* [REQUIRED WORK]:
Examine the material below and count the lines that hold the word "code". Report only the number.

Front-end source files:
## Begin

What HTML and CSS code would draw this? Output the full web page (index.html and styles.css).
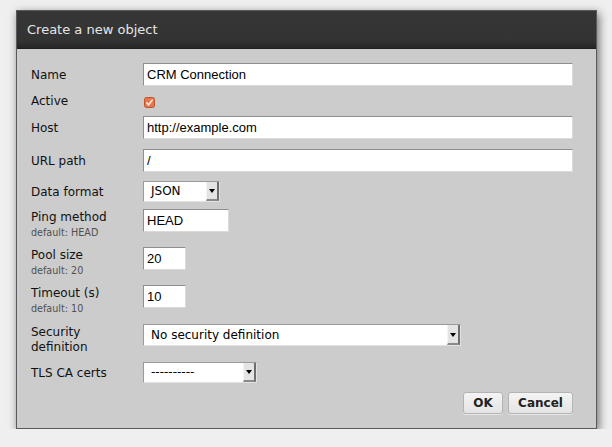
FILE: index.html
```html
<!DOCTYPE html>
<html>
<head>
<meta charset="utf-8">
<title>Create a new object</title>
<link rel="stylesheet" href="styles.css">
</head>
<body>
<div class="dialog">
  <div class="dialog-header">Create a new object</div>
  <form class="dialog-body">
    <div class="row r-name">
      <label class="label">Name</label>
      <input class="text w-full" type="text" value="CRM Connection">
    </div>
    <div class="row r-active">
      <label class="label">Active</label>
      <span class="check">
        <svg width="11" height="11" viewBox="0 0 11 11">
          <rect x="0.5" y="0.5" width="10" height="10" rx="2" fill="#e8764c" stroke="#c0532c"/>
          <path d="M2.5 5.6 L4.6 7.8 L8.6 2.6" fill="none" stroke="#fff3ea" stroke-width="1.5"/>
        </svg>
      </span>
    </div>
    <div class="row r-host">
      <label class="label">Host</label>
      <input class="text w-full" type="text" value="http://example.com">
    </div>
    <div class="row r-url">
      <label class="label">URL path</label>
      <input class="text w-full" type="text" value="/">
    </div>
    <div class="row r-data">
      <label class="label">Data format</label>
      <span class="select w-data"><span class="select-value">JSON</span><span class="select-btn"><i class="tri"></i></span></span>
    </div>
    <div class="row top r-ping">
      <div class="label">Ping method<small>default: HEAD</small></div>
      <input class="text w-ping" type="text" value="HEAD">
    </div>
    <div class="row top r-pool">
      <div class="label">Pool size<small>default: 20</small></div>
      <input class="text w-num" type="text" value="20">
    </div>
    <div class="row top r-timeout">
      <div class="label">Timeout (s)<small>default: 10</small></div>
      <input class="text w-num" type="text" value="10">
    </div>
    <div class="row top r-sec">
      <div class="label">Security<br>definition</div>
      <span class="select w-sec"><span class="select-value">No security definition</span><span class="select-btn"><i class="tri"></i></span></span>
    </div>
    <div class="row r-tls">
      <label class="label">TLS CA certs</label>
      <span class="select w-tls"><span class="select-value">----------</span><span class="select-btn"><i class="tri"></i></span></span>
    </div>
    <div class="buttons">
      <button type="button" class="btn btn-ok">OK</button>
      <button type="button" class="btn btn-cancel">Cancel</button>
    </div>
  </form>
</div>
</body>
</html>
```

FILE: styles.css
```css
html, body {
  margin: 0;
  padding: 0;
}
body {
  background: #efefef;
  font-family: "DejaVu Sans", sans-serif;
  font-size: 12px;
  color: #111;
  padding: 10px 0 0 16px;
}
.dialog {
  width: 581px;
  height: 419px;
  box-sizing: border-box;
  background: #cccccc;
  border: 1px solid #5a5a5a;
  box-shadow: 2px 3px 9px rgba(0, 0, 0, 0.55);
}
.dialog-header {
  height: 37px;
  line-height: 37px;
  padding-left: 10px;
  background: linear-gradient(#363636, #333 80%, #262626);
  color: #e6e6e6;
  font-size: 13px;
  border-bottom: 1px solid #1e1e1e;
}
.dialog-body {
  margin: 0;
  padding: 14px 23px 0 14px;
}
.row {
  display: flex;
  align-items: center;
}
.row.top {
  align-items: flex-start;
}
.label {
  width: 112px;
  flex: none;
  line-height: 15px;
  padding-top: 1px;
  color: #111;
}
.row.top .label {
  padding-top: 2px;
}
.label small {
  display: block;
  font-size: 9.6px;
  line-height: 13px;
  color: #505050;
  margin-top: 1px;
}
.row.top .text,
.row.top .select {
  margin-top: 1px;
}
.r-active { margin-top: 4px; height: 22px; }
.r-host { margin-top: 4px; }
.r-url { margin-top: 10px; }
.r-data { margin-top: 9px; }
.r-ping { margin-top: 6px; height: 30px; }
.r-pool { margin-top: 8px; height: 30px; }
.r-timeout { margin-top: 8px; height: 31px; }
.r-sec { margin-top: 8px; height: 30px; }
.r-tls { margin-top: 9px; }
.r-sec .select { margin-top: 0; }

.text {
  box-sizing: border-box;
  height: 23px;
  margin: 0;
  padding: 0 3px;
  border: 1px solid;
  border-color: #8e8e8e #dadada #dadada #8e8e8e;
  background: #fff;
  font-family: "Liberation Sans", Arial, sans-serif;
  font-size: 13px;
  color: #000;
  outline: none;
}
.w-full { width: 430px; }
.w-ping { width: 86px; }
.w-num { width: 43px; }

.check {
  display: flex;
  margin: 2px 0 0 1px;
}

.select {
  display: flex;
  box-sizing: border-box;
  height: 21px;
  background: #fff;
  border: 1px solid;
  border-color: #9a9a9a #e2e2e2 #e2e2e2 #9a9a9a;
}
.select-value {
  flex: 1;
  padding-left: 7px;
  line-height: 19px;
  font-size: 12px;
  color: #000;
  white-space: nowrap;
  overflow: hidden;
}
.select-btn {
  flex: none;
  width: 13px;
  box-sizing: border-box;
  display: flex;
  align-items: center;
  justify-content: center;
  background: #e4e4e4;
  border-left: 1px solid #f4f4f4;
  border-right: 2px solid #6e6e6e;
  border-bottom: 2px solid #8a8a8a;
}
.tri {
  display: block;
  width: 0;
  height: 0;
  border-left: 3px solid transparent;
  border-right: 3px solid transparent;
  border-top: 4px solid #000;
  margin-top: 1px;
}
.w-data { width: 77px; }
.w-sec { width: 318px; height: 22px; }
.w-sec .select-value { line-height: 20px; }
.w-tls { width: 114px; }

.buttons {
  display: flex;
  justify-content: flex-end;
  gap: 5px;
  margin-top: 9px;
}
.btn {
  height: 22px;
  box-sizing: border-box;
  padding: 0;
  font-family: "DejaVu Sans", sans-serif;
  font-weight: bold;
  font-size: 12px;
  color: #222;
  background: linear-gradient(#f4f4f4, #e4e4e4);
  border: 1px solid #b4b4b4;
  border-radius: 3px;
  box-shadow: 0 1px 0 rgba(255,255,255,0.5);
}
.btn-ok { width: 40px; }
.btn-cancel { width: 65px; }
```
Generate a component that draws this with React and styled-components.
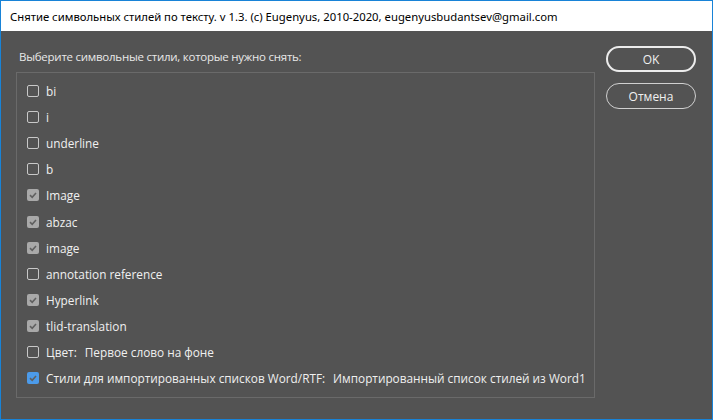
import styled, { createGlobalStyle } from 'styled-components';

const GlobalStyle = createGlobalStyle`
  html, body {
    margin: 0;
    padding: 0;
    background: #535353;
  }
`;

const Window = styled.div`
  width: 713px;
  height: 420px;
  box-sizing: border-box;
  border: 1px solid #1883d7;
  display: flex;
  flex-direction: column;
  background: #535353;
  overflow: hidden;
`;

const TitleBar = styled.div`
  height: 30px;
  flex: none;
  background: #ffffff;
  display: flex;
  align-items: center;
  padding-left: 9px;
  font-family: 'Noto Sans', sans-serif;
  font-size: 11.3px;
  color: #000;
`;

const Body = styled.div`
  flex: 1;
  display: flex;
  padding: 15px 16px 0 15px;
  gap: 11px;
`;

const Main = styled.div`
  width: 580px;
  display: flex;
  flex-direction: column;
`;

const Prompt = styled.div`
  font-family: 'Open Sans', 'DejaVu Sans', sans-serif;
  font-size: 11.5px;
  letter-spacing: -0.25px;
  color: #e8e8e8;
  padding-left: 3px;
  height: 26px;
  line-height: 22px;
`;

const Group = styled.div`
  height: 326px;
  box-sizing: border-box;
  border: 1px solid #6a6a6a;
  padding: 5px 0 0 10px;
  display: flex;
  flex-direction: column;
`;

const Row = styled.label`
  display: flex;
  align-items: center;
  gap: 7px;
  height: 26.1px;
  font-family: 'Open Sans', 'DejaVu Sans', sans-serif;
  font-size: 11.8px;
  color: #f0f0f0;
  white-space: nowrap;
`;

const Box = styled.span`
  width: 12px;
  height: 12px;
  box-sizing: border-box;
  border-radius: 2px;
  flex: none;
  display: flex;
  align-items: center;
  justify-content: center;
  border: ${(p) => (p.$state === 'off' ? '1px solid #c8c8c8' : 'none')};
  background: ${(p) =>
    p.$state === 'on' ? '#4c9bea' : p.$state === 'dim' ? '#a9a9a9' : 'transparent'};
`;

const Gap = styled.span`
  display: inline-block;
  width: 8px;
`;

const Side = styled.div`
  display: flex;
  flex-direction: column;
  gap: 11px;
`;

const Button = styled.button`
  width: 90px;
  height: 26px;
  border-radius: 13px;
  background: transparent;
  box-sizing: border-box;
  border: ${(p) => (p.$primary ? '2px solid #ececec' : '1px solid #d0d0d0')};
  color: #f0f0f0;
  font-family: 'Open Sans', 'DejaVu Sans', sans-serif;
  font-size: 12px;
  padding: 0;
`;

function Check() {
  return (
    <svg width="10" height="10" viewBox="0 0 10 10">
      <path d="M2 5.2 L4.2 7.3 L8 3" fill="none" stroke="#606060" strokeWidth="1.6" />
    </svg>
  );
}

const items = [
  { label: 'bi', state: 'off' },
  { label: 'i', state: 'off' },
  { label: 'underline', state: 'off' },
  { label: 'b', state: 'off' },
  { label: 'Image', state: 'dim' },
  { label: 'abzac', state: 'dim' },
  { label: 'image', state: 'dim' },
  { label: 'annotation reference', state: 'off' },
  { label: 'Hyperlink', state: 'dim' },
  { label: 'tlid-translation', state: 'dim' },
  { label: ['Цвет:', 'Первое слово на фоне'], state: 'off' },
  {
    label: ['Стили для импортированных списков Word/RTF:', 'Импортированный список стилей из Word1'],
    state: 'on',
  },
];

export default function App() {
  return (
    <>
      <GlobalStyle />
      <Window>
        <TitleBar>
          Снятие символьных стилей по тексту. v 1.3. (c) Eugenyus, 2010-2020, eugenyusbudantsev@gmail.com
        </TitleBar>
        <Body>
          <Main>
            <Prompt>Выберите символьные стили, которые нужно снять:</Prompt>
            <Group>
              {items.map((it, i) => (
                <Row key={i}>
                  <Box $state={it.state}>{it.state !== 'off' && <Check />}</Box>
                  {Array.isArray(it.label) ? (
                    <span>
                      {it.label[0]}
                      <Gap />
                      {it.label[1]}
                    </span>
                  ) : (
                    <span>{it.label}</span>
                  )}
                </Row>
              ))}
            </Group>
          </Main>
          <Side>
            <Button $primary>OK</Button>
            <Button>Отмена</Button>
          </Side>
        </Body>
      </Window>
    </>
  );
}
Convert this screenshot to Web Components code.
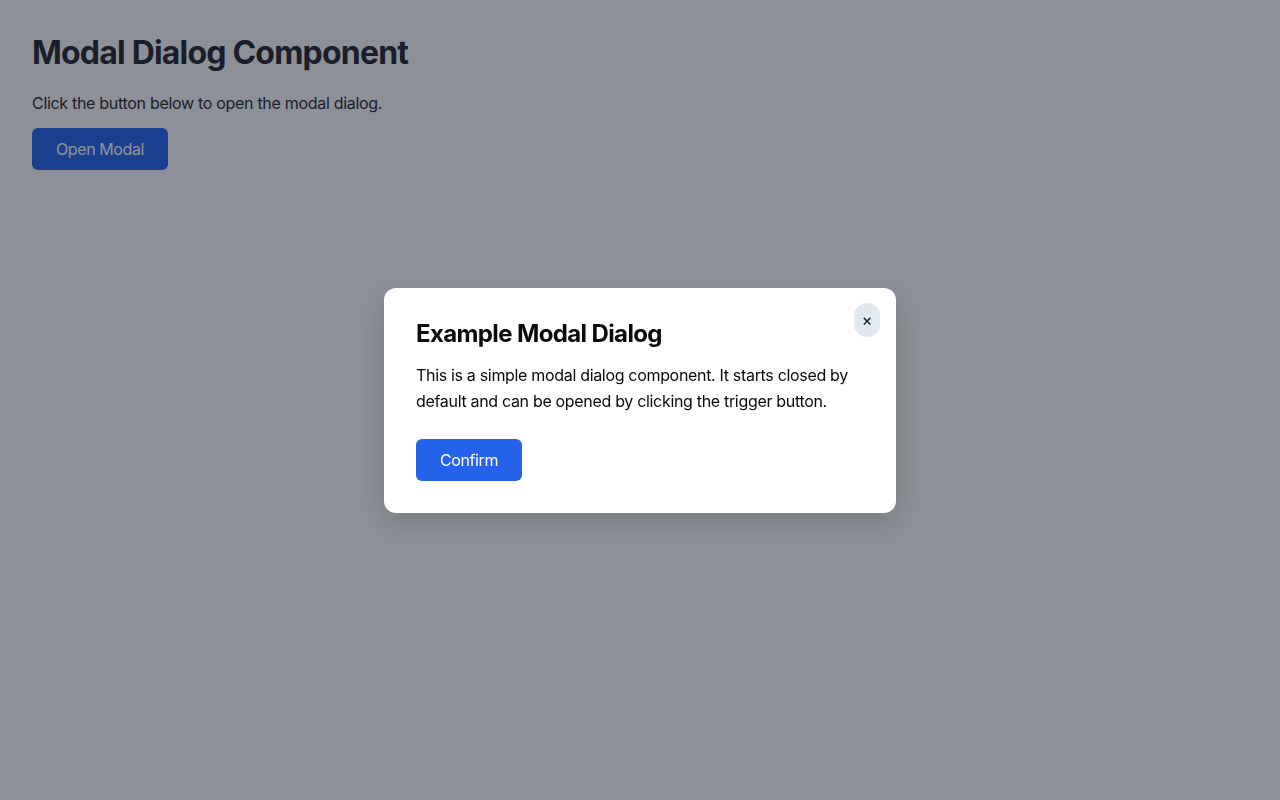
<!DOCTYPE html>
<html lang="en">
<head>
<meta charset="utf-8">
<title>Modal Dialog Component</title>
<style>
  html, body { margin: 0; height: 100%; }
  body {
    background: #f9fafb;
    color: #22242e;
    font-family: Inter, "Liberation Sans", sans-serif;
  }
</style>
</head>
<body>
<demo-page>
  <span slot="title">Modal Dialog Component</span>
  <span slot="intro">Click the button below to open the modal dialog.</span>
  <modal-dialog open>
    <span slot="trigger">Open Modal</span>
    <span slot="title">Example Modal Dialog</span>
    This is a simple modal dialog component. It starts closed by default and can be opened by clicking the trigger button.
    <span slot="action">Confirm</span>
  </modal-dialog>
</demo-page>

<script>
const buttonStyles = /* html */`
<style>
  button.primary {
    background: #2563eb;
    border: 0;
    border-radius: 6px;
    color: #fff;
    cursor: pointer;
    display: block;
    font: 400 16px/24px Inter, "Liberation Sans", sans-serif;
    letter-spacing: -0.025em;
    padding: 9px 24px;
  }
</style>
`

class DemoPage extends HTMLElement {
  constructor () {
    super()
    this.attachShadow({ mode: 'open' })
  }

  connectedCallback () {
    this.shadowRoot.innerHTML = /* html */`
    <style>
      :host {
        display: block;
        padding: 32px;
      }
      h1 {
        font-size: 32px;
        font-weight: 700;
        letter-spacing: -0.025em;
        line-height: 41px;
        margin: 0 0 18px;
      }
      p {
        font-size: 16px;
        letter-spacing: -0.019em;
        line-height: 24px;
        margin: 0 0 13px;
      }
    </style>
    <h1><slot name="title"></slot></h1>
    <p><slot name="intro"></slot></p>
    <slot></slot>
  `
  }
}

class ModalDialog extends HTMLElement {
  constructor () {
    super()
    this.attachShadow({ mode: 'open' })
  }

  connectedCallback () {
    this.shadowRoot.innerHTML = /* html */`
    ${buttonStyles}
    <style>
      :host { display: block; }
      .overlay {
        align-items: center;
        background: rgba(17, 24, 39, 0.465);
        display: none;
        inset: 0;
        justify-content: center;
        position: fixed;
      }
      :host([open]) .overlay { display: flex; }
      .dialog {
        background: #fff;
        border-radius: 12px;
        box-shadow: 0 10px 25px rgba(0, 0, 0, 0.14);
        box-sizing: border-box;
        color: #0a0a0a;
        padding: 32px;
        position: relative;
        width: 512px;
      }
      h2 {
        font-size: 24px;
        font-weight: 700;
        letter-spacing: -0.026em;
        line-height: 28px;
        margin: 0 0 14px;
      }
      .body {
        font-size: 16px;
        letter-spacing: -0.02em;
        line-height: 26px;
        margin: 0 0 25px;
      }
      .close {
        background: #e2e8f0;
        border: 0;
        border-radius: 16px;
        color: #1e293b;
        cursor: pointer;
        font: 500 16px/24px Inter, "Liberation Sans", sans-serif;
        height: 34px;
        padding: 0;
        position: absolute;
        right: 16px;
        top: 15px;
        width: 26px;
      }
    </style>
    <button class="primary" id="trigger"><slot name="trigger"></slot></button>
    <div class="overlay">
      <div class="dialog" role="dialog" aria-modal="true">
        <button class="close" aria-label="Close">×</button>
        <h2><slot name="title"></slot></h2>
        <div class="body"><slot></slot></div>
        <button class="primary"><slot name="action"></slot></button>
      </div>
    </div>
  `
    this.shadowRoot.querySelector('#trigger').addEventListener('click', () => this.setAttribute('open', ''))
    this.shadowRoot.querySelector('.close').addEventListener('click', () => this.removeAttribute('open'))
  }
}

window.customElements.define('demo-page', DemoPage)
window.customElements.define('modal-dialog', ModalDialog)
</script>
</body>
</html>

## End

* [OUTPUT OF THE EXERCISE]:
2